Infrastructure Enabled Autonomy: A Distributed Intelligence Architecture for Autonomous Vehicles
Swaminathan Gopalswamy, Sivakumar Rathinam

TL;DR
This paper introduces a distributed intelligence architecture for autonomous vehicles that leverages infrastructure and third-party computing to share responsibility, aiming to accelerate adoption and societal benefits of autonomous driving.
Contribution
It proposes a novel infrastructure-enabled autonomy architecture that redistributes responsibility among manufacturers, infrastructure, and third-party entities, supported by a Bayesian risk assessment framework.
Findings
Reduces automotive manufacturers' liability burden.

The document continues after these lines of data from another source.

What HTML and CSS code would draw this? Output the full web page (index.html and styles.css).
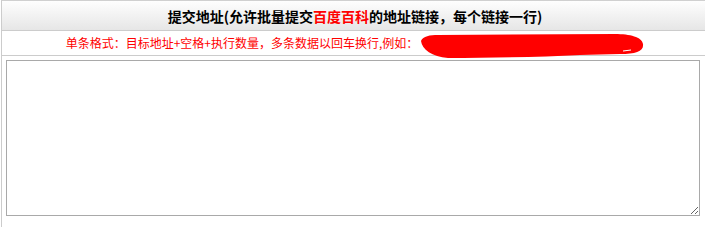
FILE: index.html
```html
<!DOCTYPE html>
<html lang="zh-CN">

<head>
    <meta charset="UTF-8">
    <title>提交地址</title>
    <link rel="stylesheet" href="styles.css">
</head>

<body>
    <div class="submit-box">
        <div class="submit-head">
            提交地址(允许批量提交<span class="red">百度百科</span>的地址链接，每个链接一行)
        </div>
        <div class="submit-tip">
            单条格式：目标地址+空格+执行数量，多条数据以回车换行,例如：<svg class="mask" width="224" height="25" viewBox="0 0 224 25">
                <!-- 打码 -->
                <path d="M1,8 C3,3 10,2 18,2 L195,1 C210,1 222,4 223,11 C224,18 216,21 200,21 L160,22 C120,24 70,25 28,25 C12,24 2,16 1,8 Z" fill="#f00"/>
                <path d="M203,18 L211,17" stroke="#fff" stroke-width="1"/>
            </svg>
        </div>
        <div class="submit-body">
            <textarea class="urls"></textarea>
        </div>
    </div>
</body>

</html>
```
FILE: styles.css
```css
body {
    margin: 0;
    font-family: "Noto Sans CJK SC", "Liberation Sans", sans-serif;
    background-color: #fff;
    overflow: hidden;
}

.submit-box {
    width: 706px;
    margin-left: 1px;
    border-left: 1px solid #ccc;
    border-top: 1px solid #d0d0d0;
}

.submit-head {
    height: 29px;
    line-height: 31px;
    text-align: center;
    font-size: 14px;
    font-weight: bold;
    color: #000;
    background: linear-gradient(#fefefe, #e6e6e6);
    border-bottom: 1px solid #ccc;
}

.red {
    color: #f00;
}

.submit-tip {
    height: 24px;
    line-height: 24px;
    text-align: center;
    font-size: 12px;
    color: #f00;
    border-bottom: 1px solid #ccc;
    white-space: nowrap;
}

.submit-tip .mask {
    margin-left: 2px;
    vertical-align: -10px;
}

.submit-body {
    padding: 4px 4px 12px;
}

.urls {
    display: block;
    box-sizing: border-box;
    width: 694px;
    height: 156px;
    margin: 0;
    border: 1px solid #a9a9a9;
    resize: both;
}
```
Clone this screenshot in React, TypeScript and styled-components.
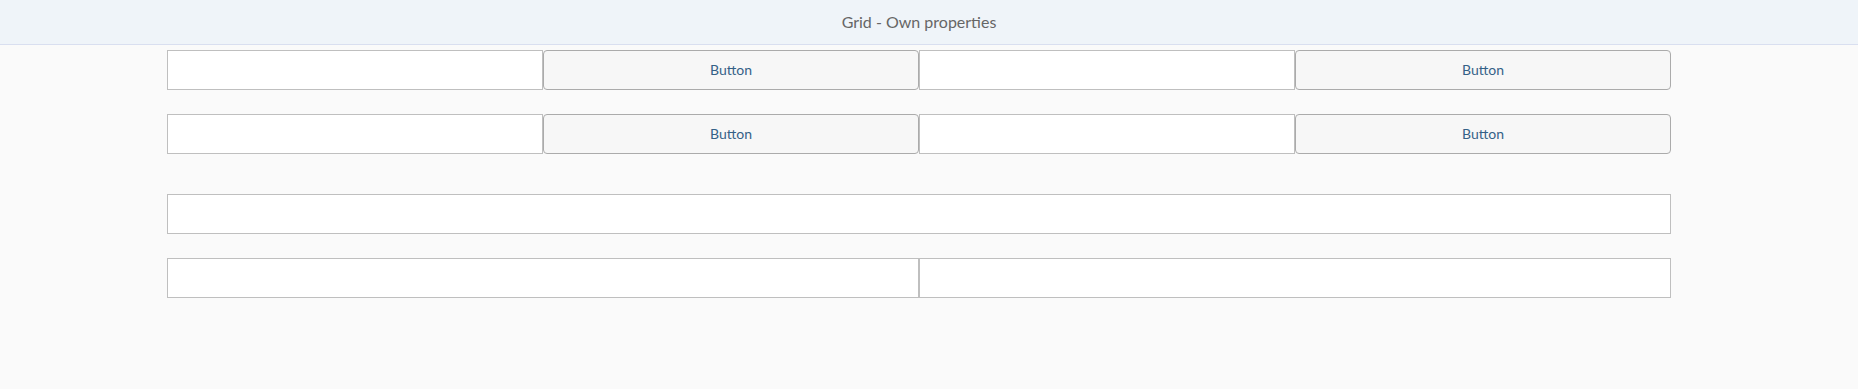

Enables 'autonomy as a service' model.
Shares responsibility with infrastructure and third parties.
Abstract
Multiple studies have illustrated the potential for dramatic societal, environmental and economic benefits from significant penetration of autonomous driving. However, all the current approaches to autonomous driving require the automotive manufacturers to shoulder the primary responsibility and liability associated with replacing human perception and decision making with automation, potentially slowing the penetration of autonomous vehicles, and consequently slowing the realization of the societal benefits of autonomous vehicles. We propose here a new approach to autonomous driving that will re-balance the responsibility and liabilities associated with autonomous driving between traditional automotive manufacturers, infrastructure players, and third-party players. Our proposed distributed intelligence architecture leverages the significant advancements in connectivity and edge…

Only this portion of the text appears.